El hecho de no estar de acuerdo con determinadas partes de la Carta Magna no convierte a una formación política en anticonstitucional, incluso es perfectamente lícito que abogue por su modificación, siempre que el cambio se plantee siguiendo los procedimientos que establece la propia Constitución. Lo que hace a los nacionalistas catalanes ser golpistas y anticonstitucionalistas es pretender cambiar la Constitución por la fuerza, valiéndose del inmenso poder que les concede controlar todas las instancias de una de las Comunidades más ricas y más descentralizadas de España. Y lo que convierte también en sospechosos de mantener una postura ambigua ante la Carta Magna, a los que defienden el derecho a decidir, es que parecen conceder este derecho a las regiones o a las Comunidades Autónomas y, por lo tanto, la soberanía, cuando la Constitución no la confiere.

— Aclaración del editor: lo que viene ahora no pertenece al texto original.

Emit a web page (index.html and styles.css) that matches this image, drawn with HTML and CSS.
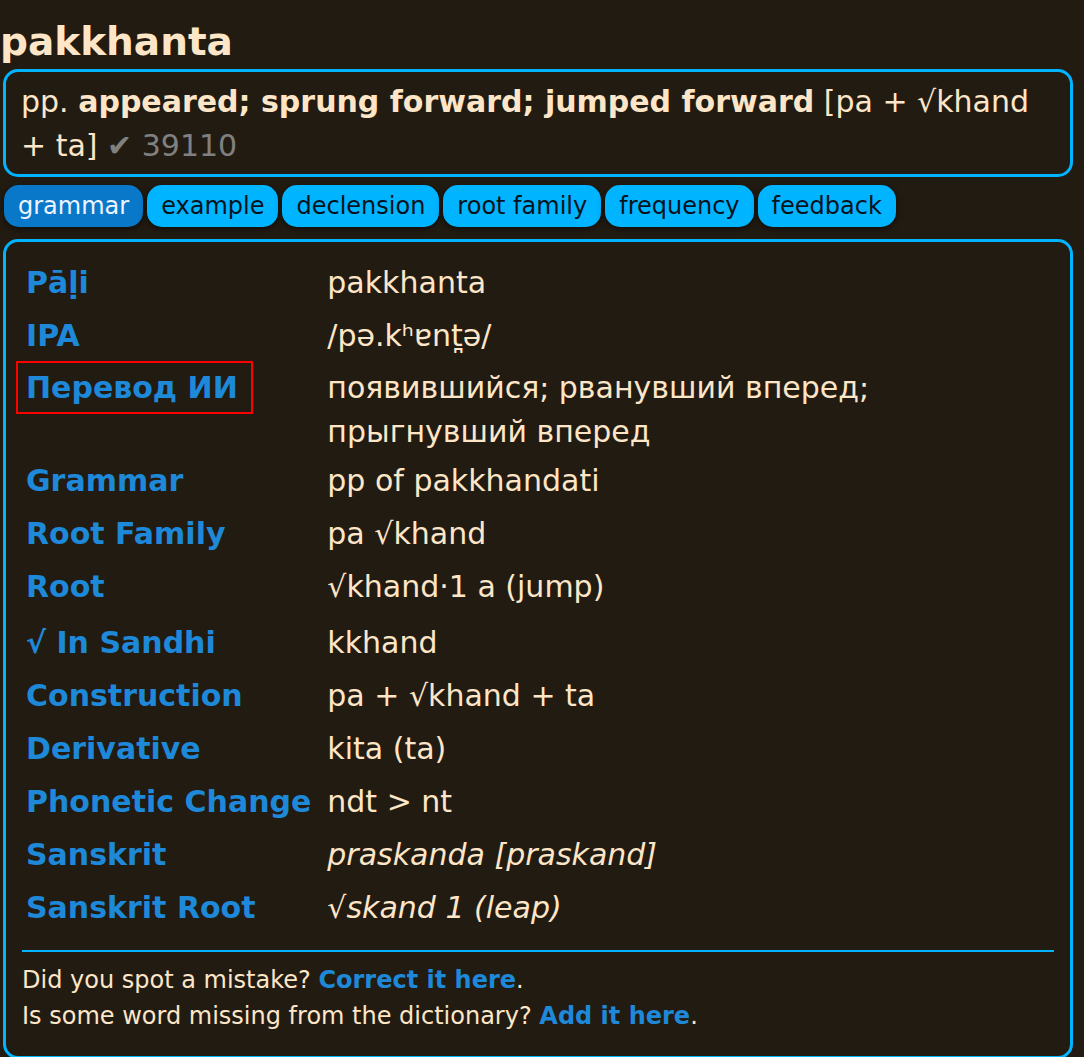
FILE: index.html
```html
<!DOCTYPE html>
<html lang="en">
<head>
<meta charset="utf-8">
<title>pakkhanta</title>
<link rel="stylesheet" href="styles.css">
</head>
<body>
<h1 class="title">pakkhanta</h1>
<div class="summary">pp. <b>appeared; sprung forward; jumped forward</b> [pa + √khand + ta] <span class="muted">✔ 39110</span></div>
<nav class="tabs">
  <span class="tab active">grammar</span>
  <span class="tab">example</span>
  <span class="tab">declension</span>
  <span class="tab">root family</span>
  <span class="tab">frequency</span>
  <span class="tab">feedback</span>
</nav>
<div class="panel">
  <table class="grammar">
    <tr><th>Pāḷi</th><td>pakkhanta</td></tr>
    <tr><th>IPA</th><td>/pə.kʰɐnt̪ə/</td></tr>
    <tr class="multi"><th><span class="mark">Перевод ИИ</span></th><td>появившийся; рванувший вперед; прыгнувший вперед</td></tr>
    <tr><th>Grammar</th><td>pp of pakkhandati</td></tr>
    <tr><th>Root Family</th><td>pa √khand</td></tr>
    <tr class="tall"><th>Root</th><td>√khand·1 a (jump)</td></tr>
    <tr><th>√ In Sandhi</th><td>kkhand</td></tr>
    <tr><th>Construction</th><td>pa + √khand + ta</td></tr>
    <tr><th>Derivative</th><td>kita (ta)</td></tr>
    <tr><th>Phonetic Change</th><td>ndt &gt; nt</td></tr>
    <tr><th>Sanskrit</th><td><i>praskanda [praskand]</i></td></tr>
    <tr><th>Sanskrit Root</th><td><i>√skand 1 (leap)</i></td></tr>
  </table>
  <div class="rule"></div>
  <p class="note">Did you spot a mistake? <a class="link">Correct it here</a>.</p>
  <p class="note">Is some word missing from the dictionary? <a class="link">Add it here</a>.</p>
</div>
</body>
</html>
```

FILE: styles.css
```css
html, body {
  margin: 0;
  padding: 0;
  background: #221b12;
}
body {
  font-family: "DejaVu Sans", sans-serif;
  color: #fde6c8;
  font-size: 30px;
}
.title {
  font-size: 39px;
  font-weight: bold;
  line-height: 46px;
  margin: 19px 0 4px 0;
  color: #fde6c8;
}
.summary {
  margin-left: 3px;
  width: 1070px;
  box-sizing: border-box;
  border: 3px solid #00b4ff;
  border-radius: 15px;
  padding: 8px 14px 6px 15px;
  line-height: 44px;
}
.summary b { font-weight: bold; }
.muted { color: #808080; }
.tabs {
  display: flex;
  gap: 4px;
  margin: 8px 0 0 4px;
}
.tab {
  font-size: 24px;
  line-height: 36px;
  padding: 3px 14px;
  border-radius: 15px;
  background: #00b4ff;
  color: #06121c;
  box-shadow: 0 2px 6px rgba(0, 0, 0, 0.55);
}
.tab.active {
  background: #0a78c8;
  color: #eef4ff;
}
.panel {
  margin: 12px 0 0 3px;
  width: 1070px;
  box-sizing: border-box;
  border: 3px solid #00b4ff;
  border-radius: 15px;
  padding: 14px 16px 22px 16px;
}
.grammar {
  border-collapse: collapse;
  border-spacing: 0;
}
.grammar th, .grammar td {
  line-height: 44px;
  vertical-align: top;
  text-align: left;
  padding: 4.5px 0;
}
.grammar th {
  font-weight: bold;
  color: #1e88d9;
  white-space: nowrap;
  padding-left: 4px;
  padding-right: 16px;
}
.grammar td { color: #fde6c8; }
.grammar tr.multi th, .grammar tr.multi td { padding-top: 4px; padding-bottom: 0; }
.grammar tr.tall th { padding-bottom: 8px; }
.mark {
  position: relative;
  display: inline-block;
}
.mark::after {
  content: "";
  position: absolute;
  top: -5px;
  bottom: -4px;
  left: -10px;
  right: -15px;
  border: 2px solid #ff0000;
}
.rule {
  height: 2px;
  background: #00b4ff;
  margin: 15px 0 10px 0;
}
.note {
  margin: 0;
  font-size: 24px;
  line-height: 36px;
  color: #fde6c8;
}
.link {
  color: #1e88d9;
  font-weight: bold;
}
```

Por más disparatados que pensemos que son los planteamientos de Vox, no parece estar entre sus intenciones dar un golpe de Estado o modificar la Constitución por la fuerza. Es más, cuanto más desatinadas sean sus pretensiones, menos peligro representará. Por otra parte, su nacimiento se debe en buena medida a los desmanes cometidos por los independentistas y por lo que consideran tibia reacción ante ellos de los gobiernos y de los partidos de implantación nacional. Por más que le interese a Sánchez, no equivoquemos la diana. El peligro se encuentra en los partidos supremacistas que pretenden hablar en nombre de no se sabe qué pueblo y que desprecian al resto. Dejemos a Europa en Europa, a Macron en Francia y preocupémonos de las fuerzas centrífugas que amenazan con destruir el Estado español.